Normalized Matching Transformer
Abtin Pourhadi, Paul Swoboda
TL;DR
Normalized Matching Transformer tackles sparse keypoint matching with a fully differentiable pipeline that omits combinatorial solvers. It combines a swin-transformer backbone, a geometry-aware SplineCNN GNN, and a two-stream normalized transformer decoder whose affinities are refined by Sinkhorn decoding. Training employs InfoNCE and hyperspherical losses with data augmentation, yielding superior performance on PascalVOC and SPair-71k and requiring fewer epochs to converge. The approach demonstrates that pervasive normalization across architecture and losses can significantly boost training stability and matching accuracy in keypoint correspondence tasks.
Abstract
We present a new state of the art approach for sparse keypoint matching between pairs of images. Our method consists of a fully deep learning based approach combining a visual backbone coupled with a SplineCNN graph neural network for feature processing and a normalized transformer decoder for decoding keypoint correspondences together with the Sinkhorn algorithm.

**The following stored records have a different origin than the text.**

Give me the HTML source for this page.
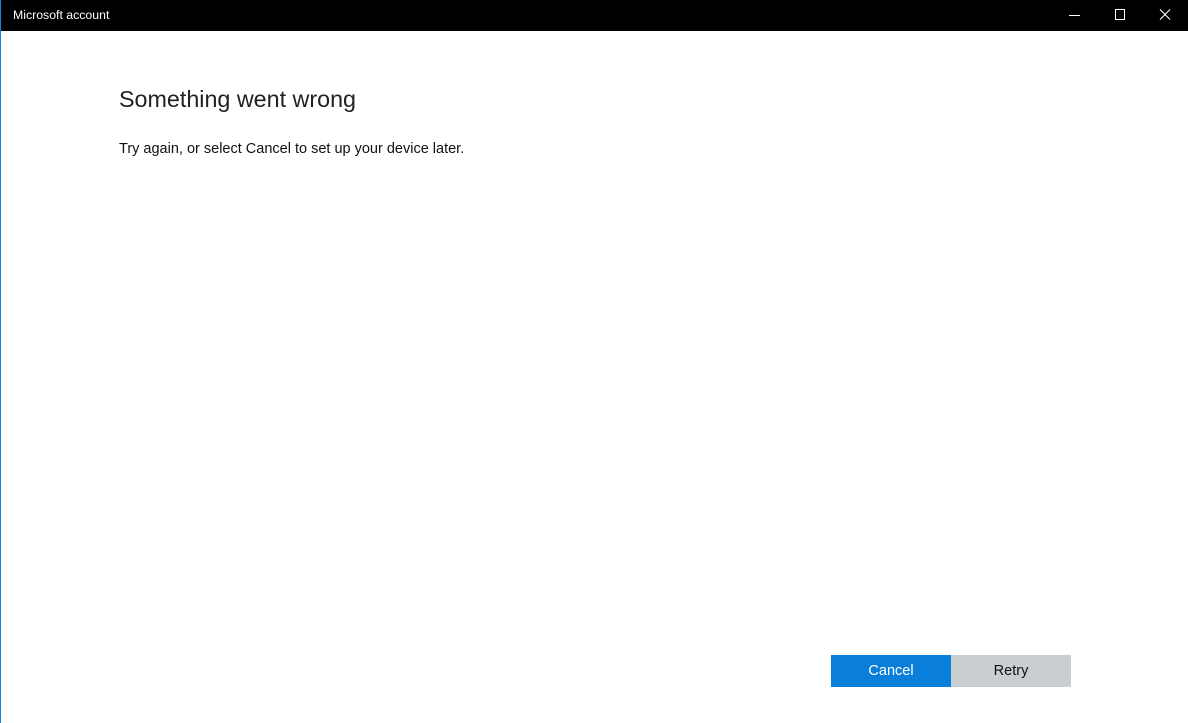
<!DOCTYPE html>
<html><head><style>
html,body{margin:0;padding:0;width:1188px;height:723px;overflow:hidden;background:#fff;font-family:"Liberation Sans",sans-serif;position:relative}
.bar{position:absolute;left:0;top:0;width:1188px;height:31px;background:#000;color:#fff}
.bar .t{position:absolute;left:13px;top:8px;font-size:12.3px}
.lb{position:absolute;left:0;top:0;width:1px;height:723px;background:#1883d7}
h1{position:absolute;left:119px;top:86px;margin:0;font-weight:300;font-size:23.3px;color:#222;white-space:nowrap}
p{position:absolute;left:119px;top:141px;margin:0;font-size:14.5px;color:#111;white-space:nowrap}
.btn{position:absolute;top:655px;height:32px;width:120px;line-height:32px;text-align:center;font-size:14.5px}
</style></head><body>
<div class="bar"><span class="t">Microsoft account</span>
<svg width="1188" height="31" style="position:absolute;left:0;top:0">
<line x1="1069" y1="15.5" x2="1080" y2="15.5" stroke="#fff" stroke-width="1"/>
<rect x="1115.5" y="9.5" width="9" height="10" fill="none" stroke="#fff" stroke-width="1"/>
<path d="M1160 9.5L1170 19.5M1170 9.5L1160 19.5" stroke="#fff" stroke-width="1.1"/>
</svg></div>
<div class="lb"></div>
<h1>Something went wrong</h1>
<p>Try again, or select Cancel to set up your device later.</p>
<div class="btn" style="left:831px;background:#0a7fd9;color:#fff">Cancel</div>
<div class="btn" style="left:951px;background:#c9cfd0;color:#111">Retry</div>
</body></html>
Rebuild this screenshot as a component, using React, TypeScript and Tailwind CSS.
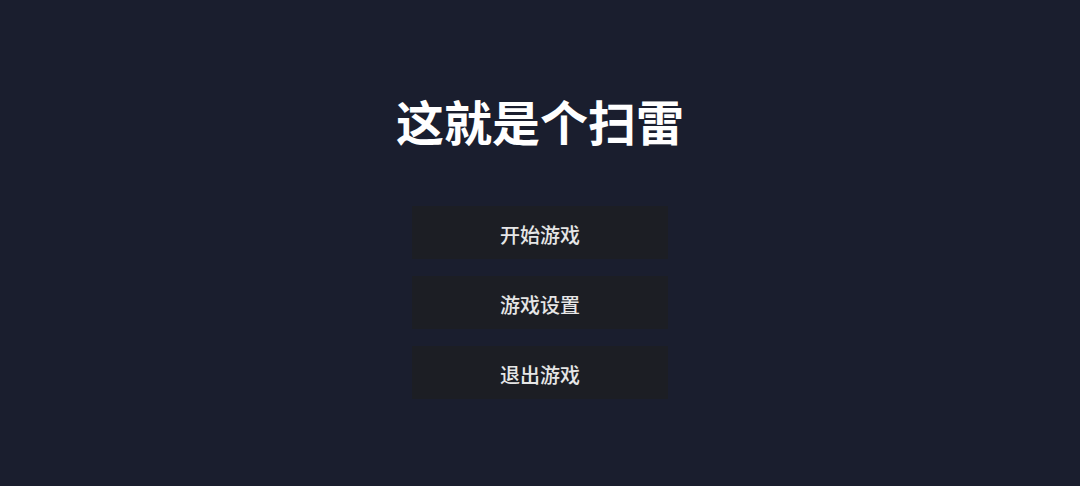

Our method is trained using a contrastive and a hyperspherical loss for better feature representations. We additionally use data augmentation during training. This comparatively simple architecture combining extensive normalization and advanced losses outperforms current state of the art approaches on PascalVOC and SPair-71k datasets by $5.1\%$ and $2.2\%$ respectively compared to BBGM, ASAR, COMMON and GMTR while training for at least $1.7x$ fewer epochs.